A fresh attempt is being mounted to bring Tad Williams' cyberpunk-fantasy epic Otherland to the screen.
Platige Image, the production company behind Netflix's Witcher adaptation and anthology series Love, Death and Robots, and producer Mike Weber (who helped usher Wheel of Time onto Amazon), have teamed up to develop an adaptation of the series, which comprises four novels: City of Golden Shadow (1996), River of Blue Fire (1998), Mountain of Black Glass (1999) and Sea of Silver Light (2001).
The series is set in the near-future and depicts a world where virtual reality has become a reality, and an increasing source of entertainment and escape. The main character, Renie, is an instructor in virtual engineering in South Africa when her brother falls victim to a spreading illness which leaves its victims insensible. Wondering if there could be a connection between the illness and a new form of VR tech, Renie embarks on a dangerous investigation alongside her student !Xabbu (of the San bushmen), which leads them to the discovery of incredibly advanced VR worlds, hidden from the rest of the network. Eventually they discover a complex and unfolding plot spanning both the globe and decades of time.

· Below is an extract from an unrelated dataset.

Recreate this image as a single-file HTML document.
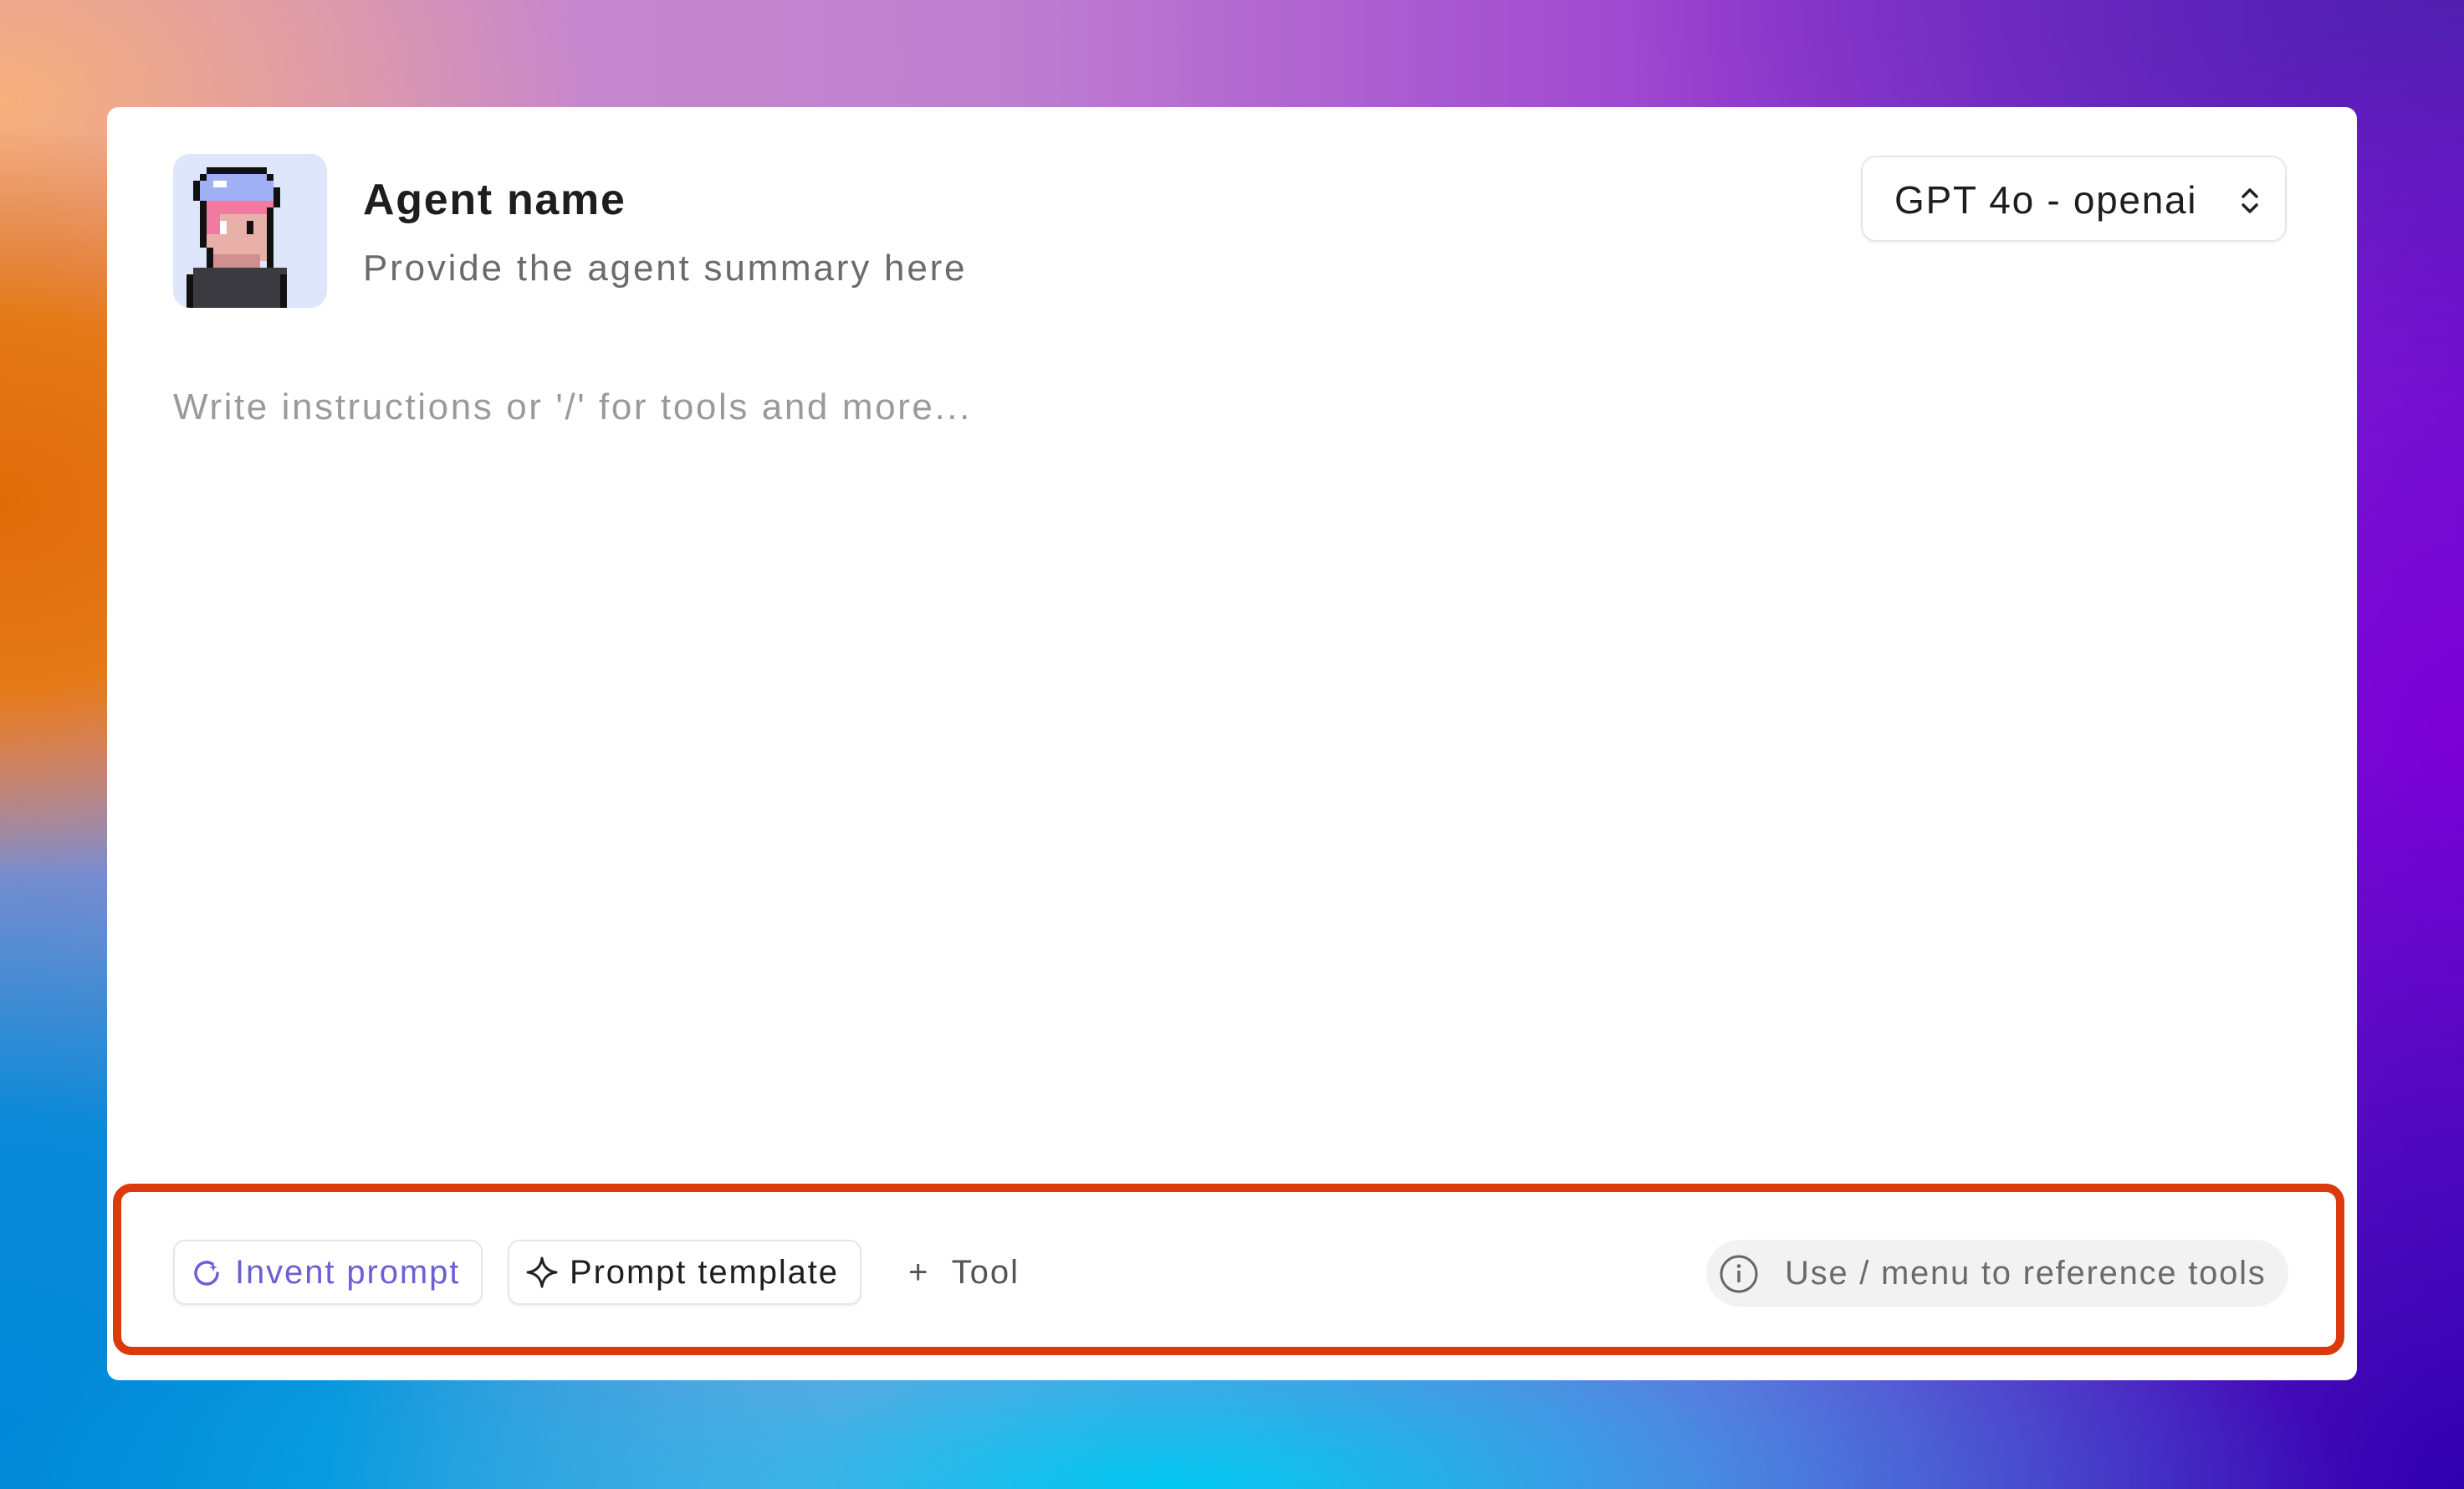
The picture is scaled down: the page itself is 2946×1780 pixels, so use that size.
<!DOCTYPE html>
<html><head><meta charset="utf-8"><style>
html,body{margin:0;padding:0}
body{width:2946px;height:1780px;position:relative;overflow:hidden;font-family:"Liberation Sans",sans-serif;
background:
radial-gradient(ellipse 600px 450px at 0px 600px,#e06a08 0%,#e57a18 50%,rgba(232,122,16,0) 100%),
radial-gradient(ellipse 700px 500px at 0px 120px,#f7b07a 0%,rgba(247,176,122,0) 100%),
radial-gradient(ellipse 1400px 400px at 1400px 1780px,#00c8f0 0%,rgba(0,200,240,0) 100%),
radial-gradient(ellipse 1000px 900px at 0px 1700px,#0088d8 0%,#0a8ad8 40%,rgba(0,136,216,0) 100%),
radial-gradient(ellipse 900px 900px at 2946px 1780px,#3000b0 0%,rgba(48,0,176,0) 100%),
radial-gradient(ellipse 700px 900px at 2946px 900px,#7c00d8 0%,rgba(124,0,216,0) 100%),
radial-gradient(ellipse 1000px 500px at 2946px 0px,#5020b0 0%,rgba(80,32,176,0) 100%),
linear-gradient(90deg,#d090c8 0%,#c080d0 40%,#9a40d0 70%,#6a20c8 100%);}
.card{position:absolute;left:128px;top:128px;width:2690px;height:1522px;background:#fff;border-radius:14px}
.av{position:absolute;left:207px;top:184px;width:184px;height:184px;background:#dde6fb;border-radius:20px;overflow:hidden}
.t1{position:absolute;left:434px;top:209px;font-size:52px;font-weight:bold;color:#1e1e1e;letter-spacing:1.7px}
.t2{position:absolute;left:434px;top:296px;font-size:44px;color:#6b6b6b;letter-spacing:2.8px}
.ph{position:absolute;left:207px;top:462px;font-size:44px;color:#9a9a9a;letter-spacing:2.6px}
.dd{position:absolute;left:2225px;top:186px;width:509px;height:103px;border:2px solid #e6e6e6;border-radius:18px;box-sizing:border-box;box-shadow:0 2px 3px rgba(0,0,0,.05)}
.dd span{position:absolute;left:38px;top:24px;font-size:46px;color:#1e1e1e;letter-spacing:1.7px}
.red{position:absolute;left:135px;top:1415px;width:2668px;height:205px;border:10px solid #dc3a0c;border-radius:22px;box-sizing:border-box}
.btn{position:absolute;top:1482px;height:78px;border:2px solid #e6e6e6;border-radius:14px;box-sizing:border-box;font-size:40px;line-height:74px;box-shadow:0 2px 3px rgba(0,0,0,.05);letter-spacing:1.9px}
.pill{position:absolute;left:2040px;top:1482px;width:696px;height:80px;background:#f2f2f2;border-radius:40px;font-size:40px;line-height:80px;color:#6b6b6b;letter-spacing:1.75px}
</style></head><body>
<div class="card"></div>
<div class="av"><svg width="184" height="184" viewBox="0 0 23 23" shape-rendering="crispEdges">
<rect x="5" y="2" width="9" height="1" fill="#111"/>
<rect x="4" y="3" width="1" height="1" fill="#111"/><rect x="14" y="3" width="1" height="2" fill="#111"/>
<rect x="3" y="4" width="1" height="3" fill="#111"/><rect x="15" y="5" width="1" height="3" fill="#111"/>
<rect x="5" y="3" width="9" height="3" fill="#9fb0f5"/><rect x="4" y="4" width="11" height="3" fill="#9fb0f5"/>
<rect x="6" y="4" width="2" height="1" fill="#fff"/>
<rect x="4" y="7" width="11" height="2" fill="#f07aa0"/>
<rect x="4" y="7" width="1" height="7" fill="#111"/><rect x="14" y="8" width="1" height="10" fill="#111"/>
<rect x="5" y="9" width="9" height="7" fill="#e8b0a8"/>
<rect x="5" y="9" width="2" height="3" fill="#f07aa0"/>
<rect x="7" y="10" width="1" height="2" fill="#fff"/><rect x="11" y="10" width="1" height="2" fill="#111"/>
<rect x="5" y="14" width="1" height="4" fill="#111"/>
<rect x="3" y="17" width="14" height="6" fill="#3a3a40"/>
<rect x="2" y="18" width="1" height="5" fill="#111"/><rect x="16" y="18" width="1" height="5" fill="#111"/>
<rect x="6" y="15" width="7" height="2" fill="#d09090"/>
</svg></div>
<div class="t1">Agent name</div>
<div class="t2">Provide the agent summary here</div>
<div class="ph">Write instructions or '/' for tools and more...</div>
<div class="dd"><span>GPT 4o - openai</span>
<svg style="position:absolute;left:448px;top:32px" width="30" height="40" viewBox="0 0 30 40"><path d="M7 15 L15 7 L23 15 M7 25 L15 33 L23 25" fill="none" stroke="#222" stroke-width="3.5" stroke-linecap="round" stroke-linejoin="round"/></svg></div>
<div class="red"></div>
<div class="btn" style="left:207px;width:370px;color:#6c5fd6">
<svg style="position:absolute;left:18px;top:18px" width="40" height="40" viewBox="0 0 40 40"><path d="M27 9 A13 13 0 1 0 33 20" fill="none" stroke="#6c5fd6" stroke-width="3.5" stroke-linecap="round"/><path d="M28 8 L29.5 12 L33 13 L29.5 14 L28 18 L26.5 14 L23 13 L26.5 12Z" fill="#6c5fd6"/></svg>
<span style="position:absolute;left:72px">Invent prompt</span></div>
<div class="btn" style="left:607px;width:423px;color:#1e1e1e">
<svg style="position:absolute;left:18px;top:16px" width="42" height="42" viewBox="0 0 42 42"><path d="M21 4 Q23 19 38 21 Q23 23 21 38 Q19 23 4 21 Q19 19 21 4Z" fill="none" stroke="#222" stroke-width="3" stroke-linejoin="round"/></svg>
<span style="position:absolute;left:72px">Prompt template</span></div>
<div style="position:absolute;left:1086px;top:1482px;font-size:40px;line-height:78px;color:#555;letter-spacing:2px">+ &nbsp;Tool</div>
<div class="pill">
<svg style="position:absolute;left:14px;top:16px" width="50" height="50" viewBox="0 0 50 50"><circle cx="25" cy="25" r="21" fill="none" stroke="#666" stroke-width="3"/><rect x="23.3" y="21" width="3.4" height="14" fill="#666"/><circle cx="25" cy="15.5" r="2.3" fill="#666"/></svg>
<span style="position:absolute;left:94px">Use / menu to reference tools</span></div>
</body></html>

Otherland's key appeal is the numerous virtual worlds located within its setting, including a version of World War I, a single house the size of a city and an alternate history in which the Aztec Empire crossed the Atlantic Ocean and successfully conquered Europe, allowing for a blend of history, fantasy and science fiction.
Otherland is Williams' second-biggest-selling series, after his epic fantasy Memory, Sorrow and Thorn. The series was a solid seller in most countries, but it was a huge success in Germany, attracting wide acclaim and even an MMORPG video game adaptation from a German studio. It was previously optioned for adaptation in 2012 by Warner Brothers.
So far no showrunner or network/studio/streamer is attached, so this is the beginning of an attempt to bring the project to the screen. Given the creators' ties to both Netflix and Amazon, they have to be contenders to pick up the project.
2 comments:
I really dislike that series. It consists of numerous disconnected stories that have nothing to do with eachother and do very very little on a per volume basis to advance the overall narrative. The author also comes up with completely contrived plot developments to make sure that all the main characters remain separated and never interacting with eachother ion the slightest. The ending of the entire series
with the psychic baby in a satellite is one of the stupidest things I have ever read.
If it had been structured as a series of novellas about random characters having random adventures in random cyber worlds, it could have been an above average sci fi/ fantasy series. Instead, Tad William wrote exactly that and then presents it to us in a series of gigantic novels where roughly six novellas are spliced together one chapter at a time, with a chapter of one novella being followed by a random chapter of some other novella that has exactly nothing to do with the one you were just reading. It's incredibly frustrating to read, and by the time I got to the end of it I bitterly regretted every moment I had spent with the books. I am frankly baffled that they are so popular.
I re-read this series earlier this year. It's not as bad as I remember it being contemporaneously; the issues over the rinse & repeat repetitiveness of going to a new "world" and learning about it, being put in peril and then escaping are still pretty bad but it does rattle along at a reasonable pace.